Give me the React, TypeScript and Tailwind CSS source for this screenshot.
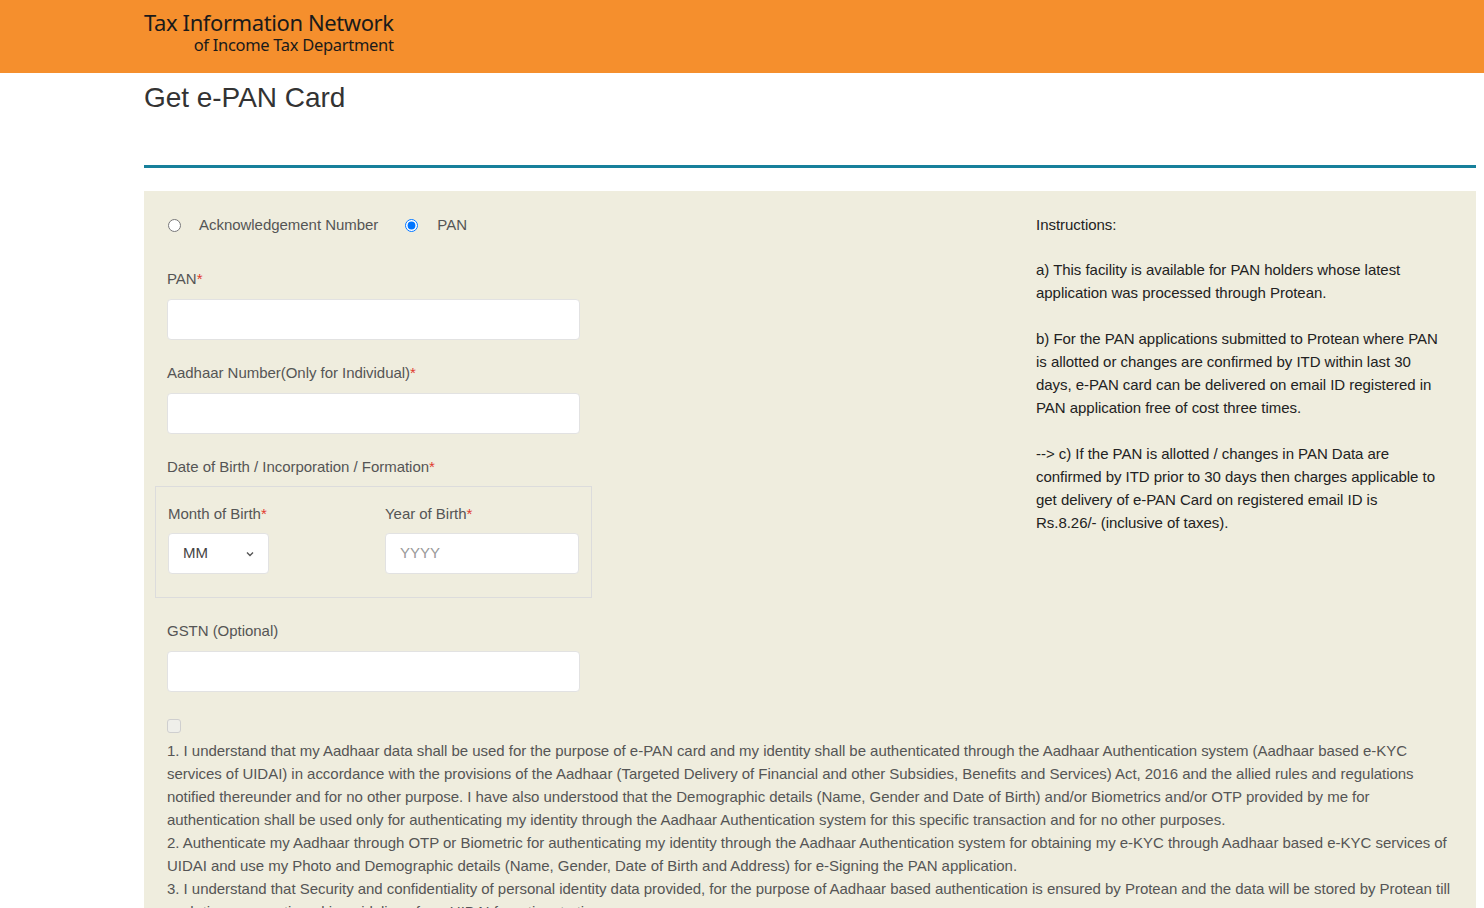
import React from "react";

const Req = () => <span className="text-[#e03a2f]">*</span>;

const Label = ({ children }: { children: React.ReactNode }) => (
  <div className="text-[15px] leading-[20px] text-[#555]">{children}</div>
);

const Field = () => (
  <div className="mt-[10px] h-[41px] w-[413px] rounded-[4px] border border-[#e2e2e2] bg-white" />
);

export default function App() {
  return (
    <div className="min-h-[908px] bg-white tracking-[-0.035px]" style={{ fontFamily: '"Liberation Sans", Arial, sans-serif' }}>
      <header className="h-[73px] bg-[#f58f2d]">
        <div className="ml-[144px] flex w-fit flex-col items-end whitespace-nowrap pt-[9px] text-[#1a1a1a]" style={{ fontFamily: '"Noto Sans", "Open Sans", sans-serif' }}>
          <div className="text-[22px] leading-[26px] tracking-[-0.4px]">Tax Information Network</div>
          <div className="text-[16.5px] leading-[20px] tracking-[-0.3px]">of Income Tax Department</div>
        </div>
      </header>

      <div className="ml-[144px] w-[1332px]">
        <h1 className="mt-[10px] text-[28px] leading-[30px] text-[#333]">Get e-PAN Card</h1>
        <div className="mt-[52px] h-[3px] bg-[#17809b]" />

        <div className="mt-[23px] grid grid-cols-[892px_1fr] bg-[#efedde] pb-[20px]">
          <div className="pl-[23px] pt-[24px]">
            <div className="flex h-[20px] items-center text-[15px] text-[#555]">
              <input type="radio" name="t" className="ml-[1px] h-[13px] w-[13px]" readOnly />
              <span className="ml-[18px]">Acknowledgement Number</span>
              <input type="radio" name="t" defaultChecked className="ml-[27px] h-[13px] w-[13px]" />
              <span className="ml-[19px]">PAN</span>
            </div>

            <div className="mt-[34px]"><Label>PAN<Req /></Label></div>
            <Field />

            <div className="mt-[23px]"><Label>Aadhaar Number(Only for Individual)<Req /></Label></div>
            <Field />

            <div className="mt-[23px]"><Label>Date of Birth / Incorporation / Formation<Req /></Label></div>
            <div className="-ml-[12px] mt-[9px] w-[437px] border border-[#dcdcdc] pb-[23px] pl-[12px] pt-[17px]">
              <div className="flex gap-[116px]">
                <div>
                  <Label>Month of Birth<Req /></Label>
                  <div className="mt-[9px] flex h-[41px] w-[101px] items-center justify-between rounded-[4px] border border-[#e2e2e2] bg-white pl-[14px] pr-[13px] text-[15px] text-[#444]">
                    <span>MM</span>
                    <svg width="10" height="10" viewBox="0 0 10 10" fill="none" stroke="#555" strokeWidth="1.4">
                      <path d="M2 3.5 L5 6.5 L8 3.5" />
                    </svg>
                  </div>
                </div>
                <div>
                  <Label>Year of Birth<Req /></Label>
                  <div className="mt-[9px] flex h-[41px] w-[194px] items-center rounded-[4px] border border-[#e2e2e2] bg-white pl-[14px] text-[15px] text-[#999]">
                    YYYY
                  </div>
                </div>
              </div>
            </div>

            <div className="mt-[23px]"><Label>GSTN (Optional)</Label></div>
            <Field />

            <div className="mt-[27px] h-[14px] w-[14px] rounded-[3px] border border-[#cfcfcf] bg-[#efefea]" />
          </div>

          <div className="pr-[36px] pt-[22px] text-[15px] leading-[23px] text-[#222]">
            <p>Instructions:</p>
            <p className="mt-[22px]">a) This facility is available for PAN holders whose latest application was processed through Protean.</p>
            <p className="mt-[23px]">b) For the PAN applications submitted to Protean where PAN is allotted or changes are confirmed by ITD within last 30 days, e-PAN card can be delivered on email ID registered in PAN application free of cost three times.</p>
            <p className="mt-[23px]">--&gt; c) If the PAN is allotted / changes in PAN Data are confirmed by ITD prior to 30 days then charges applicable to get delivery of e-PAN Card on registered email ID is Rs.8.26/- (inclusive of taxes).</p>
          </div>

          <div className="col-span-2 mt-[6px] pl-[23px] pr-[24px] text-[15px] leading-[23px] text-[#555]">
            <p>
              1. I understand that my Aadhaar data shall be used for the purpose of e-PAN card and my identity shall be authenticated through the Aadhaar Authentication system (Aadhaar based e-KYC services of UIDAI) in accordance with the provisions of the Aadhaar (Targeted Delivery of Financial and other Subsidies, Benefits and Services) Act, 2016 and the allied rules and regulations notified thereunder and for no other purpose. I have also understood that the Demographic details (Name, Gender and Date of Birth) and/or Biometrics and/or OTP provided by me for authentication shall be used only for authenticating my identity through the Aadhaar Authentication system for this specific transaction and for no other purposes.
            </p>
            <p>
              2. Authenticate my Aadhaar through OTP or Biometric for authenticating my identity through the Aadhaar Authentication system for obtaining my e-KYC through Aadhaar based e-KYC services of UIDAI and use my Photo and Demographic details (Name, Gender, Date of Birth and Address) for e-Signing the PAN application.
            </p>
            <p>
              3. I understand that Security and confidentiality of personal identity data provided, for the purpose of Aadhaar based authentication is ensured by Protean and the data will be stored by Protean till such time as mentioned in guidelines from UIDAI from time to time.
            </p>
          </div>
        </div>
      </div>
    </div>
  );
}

*****

Count all lines of the data that include "React". The answer is the number alone.

3